Wine: It’s What’s for Dessert

by | Dec 2021

Vann dessert paired with white dessert wine.

Photos: Chris Emeott

Vann in Spring Park offers a variety of dessert wines.

When it comes to dining, oftentimes so much emphasis is placed on the main course that one of the best parts of a meal—dessert—is overlooked.

Resting on the shores of Lake Minnetonka, Vann Restaurant in Spring Park not only offers elevated fine dining entrées, but it serves tempting desserts, as well. To go along with the sweet confections, Vann showcases some dessert wines as fitting accoutrements.

(Note: The menu changes based on ingredient availability, so be sure to view the lineup on its website before arriving, or relish in the surprise and arrive unawares of what awaits! “There’s never an agenda when it comes to our menu at the beginning of the week,” says executive chef Erik Skaar.)

Skaar is intentional about securing wines that pair well with the dessert lineup, even if it means adding in some experimentation. “At the beginning of the week, if we taste something new that we like, we’re going to roll with it,” he says. “It’s an experiment sometimes, but it’s what we have.”

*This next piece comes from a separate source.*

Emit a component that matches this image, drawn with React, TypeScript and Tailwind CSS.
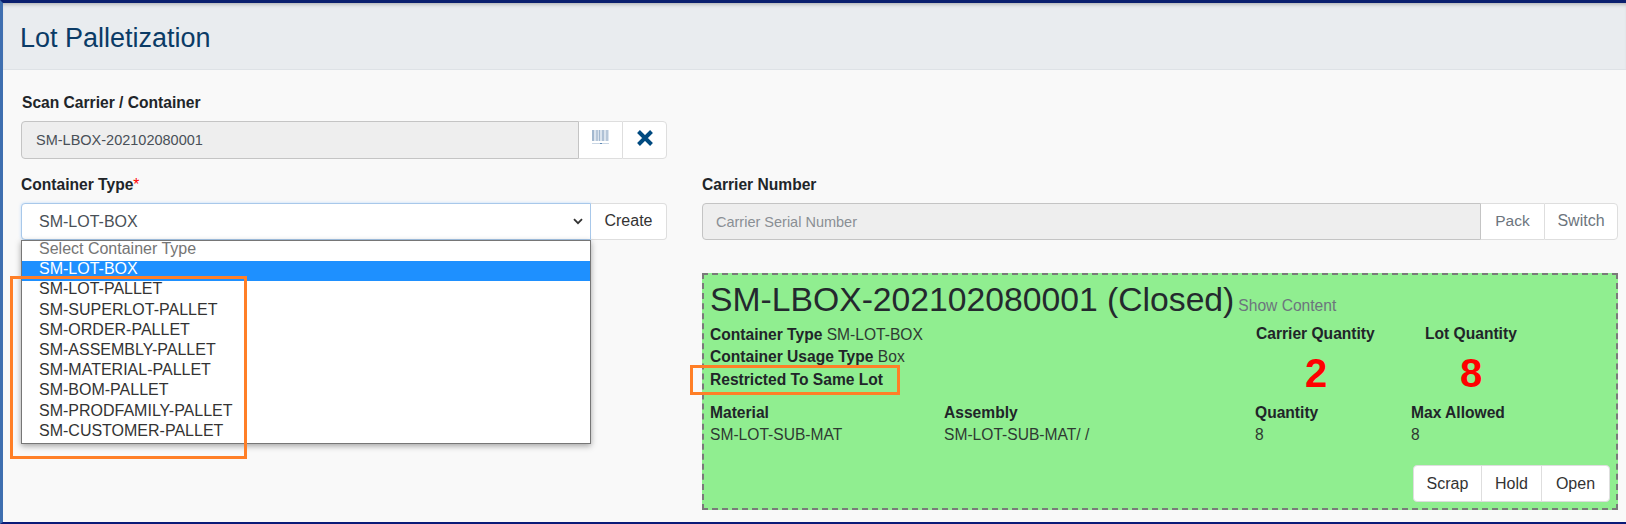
const options = [
  "SM-LOT-PALLET",
  "SM-SUPERLOT-PALLET",
  "SM-ORDER-PALLET",
  "SM-ASSEMBLY-PALLET",
  "SM-MATERIAL-PALLET",
  "SM-BOM-PALLET",
  "SM-PRODFAMILY-PALLET",
  "SM-CUSTOMER-PALLET",
];

function BarcodeIcon() {
  return (
    <svg width="17" height="15" viewBox="0 0 17 15" className="block">
      <rect x="0" y="0" width="17" height="11" fill="#dbe4ee" />
      <rect x="0" y="0" width="2" height="11" fill="#a3b8cf" />
      <rect x="4" y="0" width="2" height="11" fill="#b7c7d9" />
      <rect x="7" y="0" width="1" height="11" fill="#a3b8cf" />
      <rect x="10" y="0" width="2" height="11" fill="#afc1d5" />
      <rect x="14" y="0" width="2" height="11" fill="#b7c7d9" />
      <rect x="0" y="13" width="17" height="1" fill="#c9d6e4" />
      <rect x="8" y="13" width="2" height="1" fill="#5f8ab5" />
    </svg>
  );
}

function CloseIcon() {
  return (
    <svg width="18" height="18" viewBox="0 0 18 18" className="block">
      <path d="M2.5 2.5 L15.5 15.5 M15.5 2.5 L2.5 15.5" stroke="#004a80" strokeWidth="4" fill="none" />
    </svg>
  );
}

export default function App() {
  return (
    <div className="relative w-[1626px] h-[524px] overflow-hidden bg-[#f9f9f9] border-t-[3px] border-b-[2px] border-l-[3px] border-t-[#0a1f6e] border-b-[#0a1a78] border-l-[#3f6fb0] font-['Liberation_Sans',Arial,sans-serif] text-[15.6px] leading-5 text-[#212529]">
      <div className="h-[67px] flex items-center pl-[17px] pt-[4px] bg-[#e9ecef] border-b border-[#dee2e6] shadow-[inset_0_4px_4px_-3px_rgba(0,0,0,0.3)]">
        <h1 className="text-[27px] leading-8 text-[#0b3b66]">Lot Palletization</h1>
      </div>

      <div className="pl-[18px] pr-[5px]">
        <label className="block mt-[23px] mb-[8px] ml-[1px] font-bold">Scan Carrier / Container</label>
        <div className="flex w-[646px] h-[38px]">
          <div className="w-[558px] flex items-center pl-[14px] bg-[#eeeeee] border border-[#c4c4c4] rounded-l-[4px] text-[14.5px] text-[#495057]">
            SM-LBOX-202102080001
          </div>
          <div className="w-[43px] flex items-center justify-center pb-[5px] bg-white border-y border-[#dedede]">
            <BarcodeIcon />
          </div>
          <div className="flex-1 flex items-center justify-center pb-[5px] bg-white border border-[#dedede] rounded-r-[4px]">
            <CloseIcon />
          </div>
        </div>

        <div className="flex gap-[35px] mt-[16px]">
          <div className="relative w-[646px]">
            <label className="block mb-[8px] font-bold">
              Container Type<span className="text-[#ff0000] font-normal">*</span>
            </label>
            <div className="flex h-[37px]">
              <div className="w-[570px] flex items-center justify-between pl-[17px] pr-[7px] bg-white border border-[#a8c8ea] rounded-l-[4px] shadow-[0_0_3px_rgba(128,189,255,0.5)] text-[16px] text-[#495057]">
                <span>SM-LOT-BOX</span>
                <svg width="10" height="7" viewBox="0 0 10 7">
                  <path d="M1 1.2 L5 5.2 L9 1.2" stroke="#333" strokeWidth="1.8" fill="none" />
                </svg>
              </div>
              <div className="flex-1 flex items-center justify-center pb-[1px] bg-white border border-l-0 border-[#dedede] rounded-r-[4px] text-[16px] text-[#333]">
                Create
              </div>
            </div>

            {/* open native select list */}
            <ul className="absolute left-0 top-[65px] z-10 w-[570px] h-[204px] bg-white border border-[#767676] shadow-[0_2px_6px_rgba(0,0,0,0.35)] text-[16px] leading-[16px] text-[#333]">
              <li className="h-[20.2px] pl-[17px] text-[#757575]">Select Container Type</li>
              <li className="h-[20.2px] pl-[17px] bg-[#1e90ff] text-white">SM-LOT-BOX</li>
              {options.map((o) => (
                <li key={o} className="h-[20.2px] pl-[17px]">
                  {o}
                </li>
              ))}
            </ul>
          </div>

          <div className="w-[916px]">
            <label className="block mb-[8px] font-bold">Carrier Number</label>
            <div className="flex h-[37px] text-[#6c757d]">
              <div className="w-[779px] flex items-center pl-[13px] bg-[#eeeeee] border border-[#c4c4c4] rounded-l-[4px] text-[14.5px] text-[#8a8f94]">
                Carrier Serial Number
              </div>
              <div className="w-[63px] flex items-center justify-center pb-[1px] bg-white border-y border-[#dedede] text-[15.5px]">
                Pack
              </div>
              <div className="flex-1 flex items-center justify-center pb-[1px] bg-white border border-[#dedede] rounded-r-[4px] text-[16px]">
                Switch
              </div>
            </div>

            <div className="mt-[33px] h-[237px] bg-[#90ee90] border-2 border-dashed border-[#7a7a7a] pl-[6px] pr-[6px] text-[#2f3a33]">
              <div className="flex items-baseline gap-[4px] mt-[4px] h-[40px]">
                <span className="text-[33.7px] leading-[40px] text-[#24292e]">SM-LBOX-202102080001 (Closed)</span>
                <span className="text-[#6c757d]">Show Content</span>
              </div>

              <div className="grid grid-cols-[546px_169px_1fr] mt-[5px]">
                <div className="leading-[22.3px]">
                  <div>
                    <b className="text-[#212529]">Container Type</b> SM-LOT-BOX
                  </div>
                  <div>
                    <b className="text-[#212529]">Container Usage Type</b> Box
                  </div>
                  <div>
                    <b className="text-[#212529]">Restricted To Same Lot</b>
                  </div>
                </div>
                <div>
                  <div className="font-bold text-[#212529]">Carrier Quantity</div>
                  <div className="w-[120px] text-center text-[40px] leading-[46px] mt-[6px] font-bold text-[#ff0000]">2</div>
                </div>
                <div>
                  <div className="font-bold text-[#212529]">Lot Quantity</div>
                  <div className="w-[92px] text-center text-[40px] leading-[46px] mt-[6px] font-bold text-[#ff0000]">8</div>
                </div>
              </div>

              <div className="grid grid-cols-[234px_311px_156px_1fr] mt-[6px] leading-[22px]">
                <b className="text-[#212529]">Material</b>
                <b className="text-[#212529]">Assembly</b>
                <b className="text-[#212529]">Quantity</b>
                <b className="text-[#212529]">Max Allowed</b>
                <span>SM-LOT-SUB-MAT</span>
                <span>SM-LOT-SUB-MAT/ /</span>
                <span>8</span>
                <span>8</span>
              </div>

              <div className="flex justify-end mt-[19px]">
                <div className="flex h-[37px] bg-white border border-[#dedede] rounded-[4px] text-[16px] text-[#333]">
                  <div className="w-[68px] flex items-center justify-center border-r border-[#dedede]">Scrap</div>
                  <div className="w-[60px] flex items-center justify-center border-r border-[#dedede]">Hold</div>
                  <div className="w-[67px] flex items-center justify-center">Open</div>
                </div>
              </div>
            </div>
          </div>
        </div>
      </div>

      {/* orange callouts drawn over the screenshot */}
      <div className="absolute left-[7px] top-[273px] z-20 w-[237px] h-[183px] border-[3px] border-[#ff7f27]" />
      <div className="absolute left-[687px] top-[362px] z-20 w-[210px] h-[30px] border-[3px] border-[#ff7f27]" />
      {/* window edge gets darker near the bottom corner */}
      <div className="absolute left-[-3px] top-[501px] w-[3px] h-[20px] bg-[#0a1a78]" />
    </div>
  );
}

The desserts at Vann aren’t overly sweet, so a dessert wine can bring a nice balance to the sweetness and acidity of the pairing. Consider the white chocolate bavarois, which Skaar describes as “a custard-panna cotta hybrid.” He further recommends Birichino muscat canelli to go along with the bavarois. “It has a higher alcohol content, which creates a higher viscosity,” Skaar says. “Custard is stickier and might cling to your tongue or mouth more, and that higher viscosity helps guide the custard down and really pairs well.”

Red Dessert Wine

Another dessert Vann offers is a strawberry chocolate rosé semifreddo. (This is a class of frozen desserts. Mostly, the main ingredients include egg yolks, sugar and cream. Think: the texture of frozen mousse.) Skaar recommends pairing this with Elk Cove ultima. This wine has a lower viscosity, which goes well with the frozen desserts. “The ultima also has a richer and earthier flavor,” Skaar says. “That flavor goes really well with the chocolate.”

While these wines pair well with the desserts, some wine can stand alone to anchor the end-of-meal experience. “Take a guy like me, for example,” Skaar says. “Honestly, I’m not a huge fan of desserts, so just a nice drink is a good way to cap off a meal.”

Looking at a list of desserts and wines and trying to figure out how to pair the two can be intimidating. Skaar says darker wines typically go well with chocolate, as they’ll have that earthier flavor like the ultima, whereas, a white wine won’t have those characteristics. Another item to remember is that higher viscosity wines pair well with a thicker dessert, and the lower viscosity wines marry with colder desserts, such as those with ice cream.

Skaar’s biggest tip when selecting a wine is to go with something you like. Just because a certain wine is (in theory) the perfect pairing for a dessert doesn’t mean you have to order it if you know it’s a wine you don’t typically favor. “Gravitate toward what you would normally drink,” Skaar says. “We’re here to guide you and your decisions, not lead you just because it pairs well on paper.”